======== Source data
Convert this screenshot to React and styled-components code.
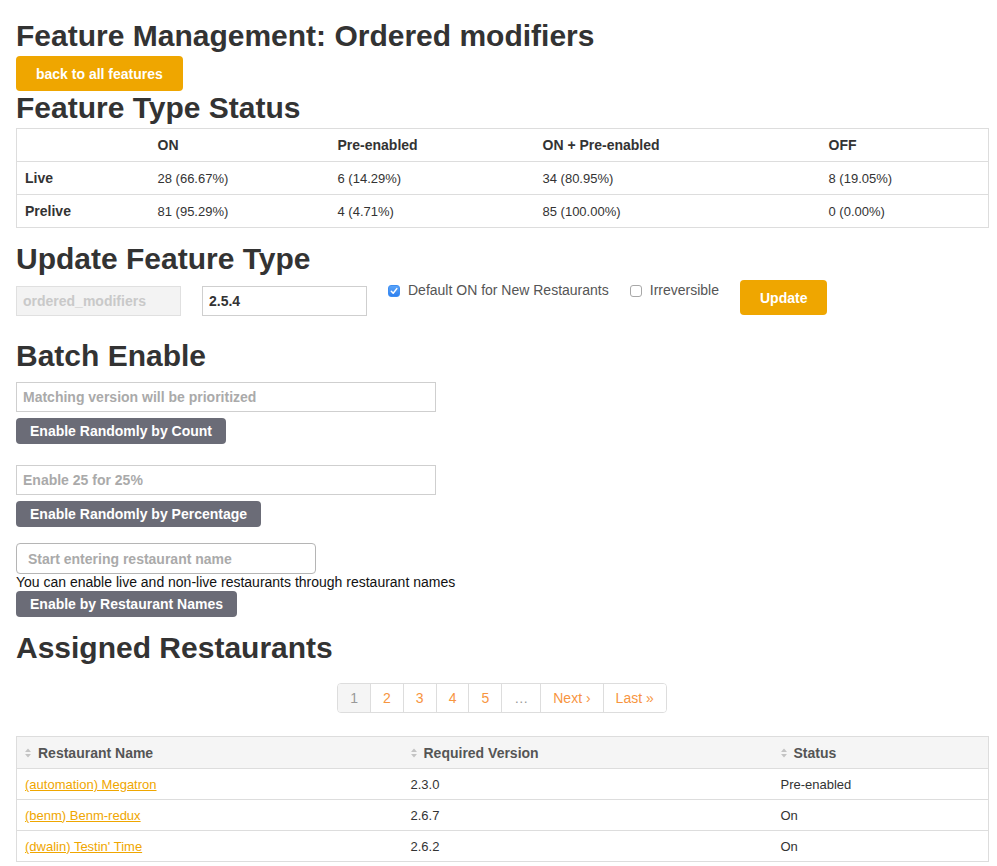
import React from "react";
import styled, { createGlobalStyle } from "styled-components";

const Global = createGlobalStyle`
  html, body { margin: 0; padding: 0; background: #fff; }
  body { font-family: "Liberation Sans", Arial, Helvetica, sans-serif; color: #333; }
  * { box-sizing: border-box; }
`;

const ORANGE = "#efa600";
const SLATE = "#6b6c77";

const Page = styled.div`
  width: 988px;
  padding: 19px 0 0 16px;
`;

const Title = styled.h1`
  margin: 0;
  font-size: 30px;
  line-height: 33px;
  font-weight: bold;
  color: #333;
`;

const Heading = styled.h2`
  margin: ${p => p.$top || 0}px 0 0;
  font-size: 30px;
  line-height: 33px;
  font-weight: bold;
  color: #333;
`;

const PrimaryButton = styled.button`
  display: inline-flex;
  align-items: center;
  justify-content: center;
  height: 35px;
  padding: 0 20px;
  margin-top: ${p => p.$top || 0}px;
  border: none;
  border-radius: 4px;
  background: ${ORANGE};
  color: #fff;
  font-family: inherit;
  font-weight: bold;
  font-size: 14px;
  cursor: pointer;
`;

const SlateButton = styled.button`
  display: flex;
  align-items: center;
  height: 26px;
  padding: 0 14px;
  margin-top: ${p => p.$top || 0}px;
  border: none;
  border-radius: 4px;
  background: ${SLATE};
  color: #fff;
  font-family: inherit;
  font-weight: bold;
  font-size: 14px;
`;

const Table = styled.table`
  width: 972px;
  margin-top: ${p => p.$top || 0}px;
  border-collapse: collapse;
  table-layout: fixed;
  border: 1px solid #ddd;
`;

const HeadRow = styled.tr`
  height: ${p => p.$h}px;
  background: ${p => p.$shade ? "#f5f5f5" : "#fff"};
`;

const Row = styled.tr`
  height: ${p => p.$h}px;
  border-top: 1px solid #ddd;
`;

const Th = styled.th`
  padding: 0 8px;
  text-align: left;
  vertical-align: middle;
  font-size: 14px;
  font-weight: bold;
  color: ${p => p.$muted ? "#555" : "#333"};
  white-space: nowrap;
`;

const Td = styled.td`
  padding: 0 8px;
  text-align: left;
  vertical-align: middle;
  font-size: 13px;
  color: #333;
  white-space: nowrap;
`;

const SortHead = styled.span`
  display: inline-flex;
  align-items: center;
  gap: 7px;
`;

const Link = styled.a`
  color: ${ORANGE};
  text-decoration: underline;
  font-size: 13px;
`;

const FormRow = styled.div`
  display: flex;
  align-items: flex-start;
  gap: 21px;
  margin-top: 5px;
  height: 35px;
`;

const TextInput = styled.input`
  display: block;
  width: ${p => p.$w}px;
  height: ${p => p.$h || 30}px;
  margin-top: ${p => p.$top || 0}px;
  padding: 0 ${p => p.$pad || 6}px;
  border: 1px solid ${p => p.$strong ? "#b5b5b5" : "#cfcfcf"};
  border-radius: ${p => p.$round ? 4 : 0}px;
  background: #fff;
  font-family: inherit;
  font-size: 14px;
  font-weight: bold;
  color: #333;
  outline: none;
  &::placeholder { color: #aaa; }
  &:disabled {
    background: #f3f3f3;
    border-color: #e0e0e0;
    color: #c9c9c9;
  }
`;

const CheckLabel = styled.label`
  display: flex;
  align-items: center;
  gap: 8px;
  margin-top: 2px;
  font-size: 14px;
  line-height: 17px;
  color: #555;
`;

const Box = styled.span`
  display: inline-flex;
  align-items: center;
  justify-content: center;
  width: 12px;
  height: 12px;
  border-radius: 3px;
  border: 1px solid ${p => p.$on ? "#3d8ef3" : "#a8a8a8"};
  background: ${p => p.$on ? "linear-gradient(#5aa3f8, #2f80ef)" : "#fff"};
`;

const Help = styled.div`
  font-size: 14px;
  line-height: 17px;
  color: #111;
`;

const Pager = styled.nav`
  display: flex;
  justify-content: center;
  margin-top: 19px;
`;

const PagerList = styled.div`
  display: inline-flex;
  border: 1px solid #ddd;
  border-radius: 4px;
  overflow: hidden;
`;

const PageItem = styled.span`
  height: 28px;
  line-height: 28px;
  padding: 0 12px;
  font-size: 14px;
  color: ${p => (p.$active || p.$muted) ? "#999" : "#f7953f"};
  background: ${p => p.$active ? "#f5f5f5" : "#fff"};
  & + & { border-left: 1px solid #ddd; }
`;

const SortIcon = () => (
  <svg width="6" height="10" viewBox="0 0 6 10" aria-hidden="true">
    <path d="M0 4 L3 0.5 L6 4 Z" fill="#c4c4c4" />
    <path d="M0 6 L6 6 L3 9.5 Z" fill="#c4c4c4" />
  </svg>
);

const Check = ({ on, children }) => (
  <CheckLabel>
    <Box $on={on}>
      {on && (
        <svg width="8" height="8" viewBox="0 0 8 8">
          <path d="M1.3 4.3 L3.2 6.2 L6.8 1.6" stroke="#fff" strokeWidth="1.5" fill="none" strokeLinecap="round" strokeLinejoin="round" />
        </svg>
      )}
    </Box>
    {children}
  </CheckLabel>
);

const statusCols = [133, 180, 205, 286, 168];
const statusRows = [
  ["Live", "28 (66.67%)", "6 (14.29%)", "34 (80.95%)", "8 (19.05%)"],
  ["Prelive", "81 (95.29%)", "4 (4.71%)", "85 (100.00%)", "0 (0.00%)"],
];

const restCols = [386, 370, 216];
const restaurants = [
  ["(automation) Megatron", "2.3.0", "Pre-enabled"],
  ["(benm) Benm-redux", "2.6.7", "On"],
  ["(dwalin) Testin' Time", "2.6.2", "On"],
];

export default function App() {
  return (
    <>
      <Global />
      <Page>
        <Title>Feature Management: Ordered modifiers</Title>
        <PrimaryButton $top={4}>back to all features</PrimaryButton>
        <Heading>Feature Type Status</Heading>
        <Table $top={4}>
          <colgroup>
            {statusCols.map((w, i) => <col key={i} style={{ width: w }} />)}
          </colgroup>
          <thead>
            <HeadRow $h={33}>
              <Th></Th>
              <Th>ON</Th>
              <Th>Pre-enabled</Th>
              <Th>ON + Pre-enabled</Th>
              <Th>OFF</Th>
            </HeadRow>
          </thead>
          <tbody>
            {statusRows.map(r => (
              <Row key={r[0]} $h={33}>
                <Th>{r[0]}</Th>
                {r.slice(1).map((c, i) => <Td key={i}>{c}</Td>)}
              </Row>
            ))}
          </tbody>
        </Table>

        <Heading $top={14}>Update Feature Type</Heading>
        <FormRow>
          <TextInput $w={165} $top={6} disabled value="ordered_modifiers" readOnly />
          <TextInput $w={165} $top={6} defaultValue="2.5.4" />
          <Check on>Default ON for New Restaurants</Check>
          <Check>Irreversible</Check>
          <PrimaryButton>Update</PrimaryButton>
        </FormRow>

        <Heading $top={24}>Batch Enable</Heading>
        <TextInput $w={420} $top={10} placeholder="Matching version will be prioritized" />
        <SlateButton $top={6}>Enable Randomly by Count</SlateButton>
        <TextInput $w={420} $top={21} placeholder="Enable 25 for 25%" />
        <SlateButton $top={6}>Enable Randomly by Percentage</SlateButton>
        <TextInput $w={300} $h={31} $top={16} $pad={11} $round $strong placeholder="Start entering restaurant name" />
        <Help>You can enable live and non-live restaurants through restaurant names</Help>
        <SlateButton>Enable by Restaurant Names</SlateButton>

        <Heading $top={14}>Assigned Restaurants</Heading>
        <Pager>
          <PagerList>
            <PageItem $active>1</PageItem>
            <PageItem>2</PageItem>
            <PageItem>3</PageItem>
            <PageItem>4</PageItem>
            <PageItem>5</PageItem>
            <PageItem $muted>…</PageItem>
            <PageItem>Next ›</PageItem>
            <PageItem>Last »</PageItem>
          </PagerList>
        </Pager>
        <Table $top={23}>
          <colgroup>
            {restCols.map((w, i) => <col key={i} style={{ width: w }} />)}
          </colgroup>
          <thead>
            <HeadRow $h={32} $shade>
              <Th $muted><SortHead><SortIcon />Restaurant Name</SortHead></Th>
              <Th $muted><SortHead><SortIcon />Required Version</SortHead></Th>
              <Th $muted><SortHead><SortIcon />Status</SortHead></Th>
            </HeadRow>
          </thead>
          <tbody>
            {restaurants.map(r => (
              <Row key={r[0]} $h={31}>
                <Td><Link href="#">{r[0]}</Link></Td>
                <Td>{r[1]}</Td>
                <Td>{r[2]}</Td>
              </Row>
            ))}
          </tbody>
        </Table>
      </Page>
    </>
  );
}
================
Each line in the listing above either holds the string "components" or does not; state how many do, giving the number only.

2